A lo que no renunciaron fue al materialismo dialéctico, tampoco a la dictadura del proletariado: hace poco, la mujer con suerte que llegó a ser presidenta de la función legislativa del Ecuador mandó a los ricos a comer mierda. Menos aún renunciaron a la violencia, a la promoción abierta del odio entre clases sociales, a dictar verdades absolutas.

Muchos de los socialistas que gobiernan en América Latina, hoy por hoy, se oponen católicamente al aborto en mujeres violadas, dirigen modelos económicos salvajemente extractivistas, prostituyen el sistema judicial y las leyes para perseguir y encarcelar a sus críticos. Y de hecho, gran parte de los que viven y comen del discurso izquierdista, son tecnócratas de derecha.
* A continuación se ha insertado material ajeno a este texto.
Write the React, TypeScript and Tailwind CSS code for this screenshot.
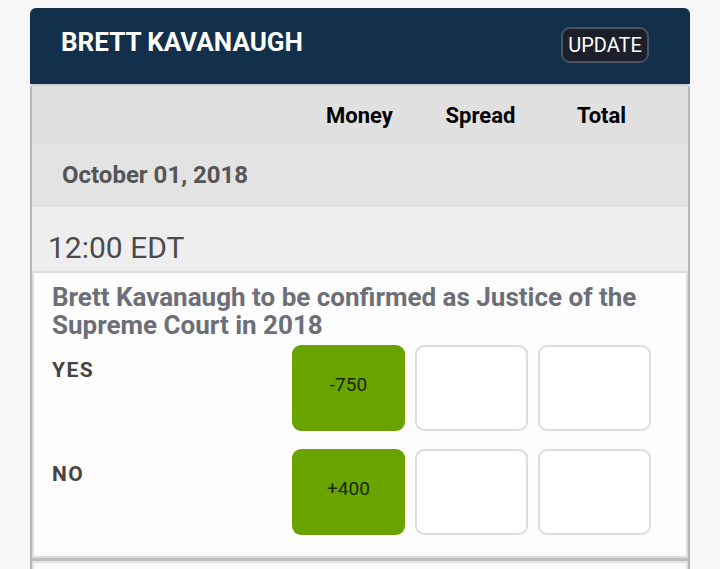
const columns = ["Money", "Spread", "Total"];

type Outcome = {
  label: string;
  money: string;
};

const outcomes: Outcome[] = [
  { label: "YES", money: "-750" },
  { label: "NO", money: "+400" },
];

const OddsRow = ({ outcome }: { outcome: Outcome }) => (
  <div className="flex items-start">
    <div className="flex-1 mt-[13px] text-[21px] leading-[24px] font-bold tracking-[1.5px] text-[#444444]">
      {outcome.label}
    </div>
    <div className="flex gap-[10px]">
      <button className="w-[113px] h-[86px] rounded-[9px] bg-[#69a300] flex items-center justify-center pb-[6px] text-[19px] text-[#1b2610]">
        {outcome.money}
      </button>
      <button className="w-[113px] h-[86px] rounded-[9px] bg-white border-2 border-[#dddddd]" />
      <button className="w-[113px] h-[86px] rounded-[9px] bg-white border-2 border-[#dddddd]" />
    </div>
  </div>
);

export default function App() {
  return (
    <div
      className="min-h-screen bg-[#f7f7f7] pt-[8px] px-[30px]"
      style={{ fontFamily: "Roboto, 'Liberation Sans', sans-serif" }}
    >
      <div className="h-[76px] bg-[#12304b] rounded-t-[6px] flex justify-between items-start pt-[19px] pl-[31px] pr-[41px]">
        <h1 className="text-[26px] leading-[30px] font-bold text-white">BRETT KAVANAUGH</h1>
        <button className="h-[36px] w-[88px] rounded-[9px] bg-[#1c1f2a] border-2 border-[#4b5261] text-white text-[20px] leading-none">
          UPDATE
        </button>
      </div>

      <div className="border-2 border-[#b9b9b9] border-t-[#cfcfcf] rounded-t-[4px] bg-[#fafafa]">
        <div className="h-[59px] bg-[#e0e0e0] flex justify-end items-center pr-[26px]">
          {columns.map((c) => (
            <div key={c} className="w-[121px] text-center text-[22px] font-bold text-black">
              {c}
            </div>
          ))}
        </div>

        <div className="h-[62px] bg-[#e3e3e3] flex items-center pl-[30px] pb-[2px]">
          <span className="text-[24px] font-bold text-[#555555]">October 01, 2018</span>
        </div>

        <div className="h-[64px] bg-[#eeeeee] pl-[16px] pt-[23px]">
          <span className="block text-[30px] leading-[36px] text-[#4a4a4a]">12:00 EDT</span>
        </div>

        <div className="bg-[#fdfdfd] border-2 border-[#dddddd] pl-[18px] pr-[35px] pt-[10px] pb-[21px]">
          <p className="text-[26px] leading-[28px] font-bold text-[#6c6f78] mb-[6px]">
            Brett Kavanaugh to be confirmed as Justice of the Supreme Court in 2018
          </p>
          <div className="flex flex-col gap-[18px]">
            {outcomes.map((o) => (
              <OddsRow key={o.label} outcome={o} />
            ))}
          </div>
        </div>

        <div className="h-[3px] bg-[#bcbcbc]" />
        <div className="h-[20px] bg-[#fbfbfb] border-2 border-[#e2e2e2]" />
      </div>
    </div>
  );
}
Los gobiernos populistas y autoritarios de nuestro continente, autoproclamados de izquierda, son herederos directos del socialismo ortodoxo que se derrumbó con la caída del Muro de Berlín. Son los descendientes políticos de los que asesinaron a 30 millones de vidas humanas para sostener el delirio comunista en el Este de Europa. Son los legatarios de los que persiguieron a Reinaldo Arenas, por ser homosexual. Ellos mismos militantes de la nostalgia que intenta recrear la Guerra Fría. Fieles discípulos, todos ellos, de los dictadores sectarios que hablaron de igualdad social pero que vivieron y gozaron como reyes.

Este año, precisamente, conocí la maravillosa Berlín: la más posmoderna de las capitales europeas. Quedan, todavía, mínimas pruebas del monstruoso atentado que el régimen comunista significó para la libertad de la creatividad: bordean a la Avenida Karl-Marx-Allee, como sombras o fantasmas, horrendas moles de cemento, pensadas como multifamiliares, homogéneas, gigantes en su aburrida y oscura igualdad; edificios grises, vigilantes y monótonos. Arquitectónicamente es tan diferente, ese Berlín, a la ciudad pensada para hombres y mujeres libres, que está al otro lado de la Puerta de Brandemburgo y de Checkpoint Charlie.

Y sí, visité también los restos del Muro de la Vergüenza. Es imposible no pensar, frente a esos escombros del siglo XX, en quienes murieron en el intento de cruzar hacia la libertad, en las familias separadas por el horror totalitario, en el drama de un país y de un mundo descuartizados, ambos, por la pugna entre dos sistemas deshumanizantes.

Caminar por Berlín era para mí como una fiesta, la fiesta de la memoria. Y por eso, al cumplirse 25 años del fin de la locura, me pregunto: ¿donde quedó la memoria histórica de quienes profesan el socialismo? ¿Por qué siguen creyendo que obtendrán distintos resultados usando los mismos anticuados métodos? ¿Qué hace falta para que la izquierda sea, al fin, capaz de reinventarse, despojarse del odio, renunciar a la violencia en todas sus formas? ¿Cuándo podrá asumir conscientemente sus errores? ¿Cuándo estará lista para gobernar en democracia y en paz? Y más allá de eso, la caída de la Cortina de Hierro es, inevitablemente, un recordatorio de algo muy actual y muy cierto: el horror de las ideas totalitarias nunca dura para siempre.